If the watches work sell them on eBay, if you get £10 each thats much more than the gold you could recover , and use any money you receive to buy carat scrap which is much easier to refine.
 
Almost impossible to guess as you don't know how thick the plating is or what karat.
You could make a conservative estimate: lets assume the plating thickness is 1 micron (0.001mm); since the watch is a pretty rectangular shape you could measure it and estimate the surface area, multiply by the thickness to get the volume; the density of gold is 19.32g/cm3 so you can figure out the gold weight if it were 24kt, then since there is no hallmark lets say it's only 9kt so multiply by 0.375 to get the final estimate of the weight of gold. This would be very rough but will give you a vague idea. Sadly not as much as it looks, but maybe you get lucky with thicker plating.
 
My customer fishes in your island pond ;)
These watches have crossed my path several times, but in a batch of very different types together.
If you're buying and processing, sort by type and test, that's what I did A LOT for my customer. Now he knows what to stay away from and what to look for.
This type has some good gold on them, not too thin a layer. You can expect 2 to 4 grams per kilo, that is after stripping the clocks and glass out. The base is pretty solid copper or brass and that makes the weight of the plating layer go down percentage wise.
Clean watches process a lot faster and keep the acid good for a longer time. So degrease!
The stinky human dirty grease :sick: keeps the item from making good contact in the cell and then you have small squares that are not stripped.
Heating them can burn off some grease, but can also burn it on your items, making stripping harder.
A paint stripper heat gun can melt aluminum parts, leaching gold plating to make purple alu/gold alloy. > It's a mess.
There is a lot of fake gold plated out there, so watch out. Pun intended.
 
But first: Welcome! You have a lot to learn. You may receive a recommended list to read, (@Yggdrasil) but I would advise to study the sulfuric stripping cell and "Dealing with waste" first.

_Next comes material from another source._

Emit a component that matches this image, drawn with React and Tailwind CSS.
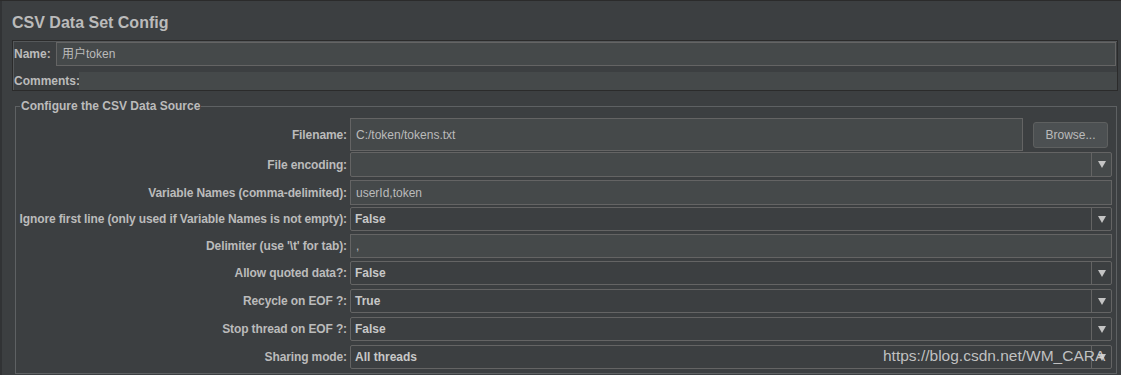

Don't do anything without asking and please present your plan first. We can review and correct to save you on expensive or life altering mistakes.
And have fun!
 
If so, this could go in Copper Chloride leech, no? Easier and less hazardous than a cell, athough slower...
No. Foils on PCB fingers scream AP, as they have a volume ratio of about 1:1. This already takes a long time. Weight of gold foils compared to copper to dissolve ratio to will be 2:1 roughly.
A watch like this has a gold to base metal weight ratio of 1:250 at best. (4gr/kilo) Meaning it will be 250 times slower than fingers. And use 250 times more HCl.
All chances of profit gone. And a swimming pool full of chemical waste.
Imo.
 
bite into pieces and pickle in dilute nitric acid.
ratio 1 to 4
body weight to acid weight.
and it needs heating...
 
This sounds like a job for SUPER SULFURIC STRIPPING CELL!!

Thin plating on thick parts is just what sulfuric acid stripping is for.

Though, if the OP is brand new to chemistry... ehhhh... maybe not.

But, could electrolysis work? Scratch the surfaces a little and electrolyse in acidic copper sulfate solution? It wouldn't get ALL the base metal out before it started to break up, but it would remove a huge percentage of it, making dissolving the remainder more feasible.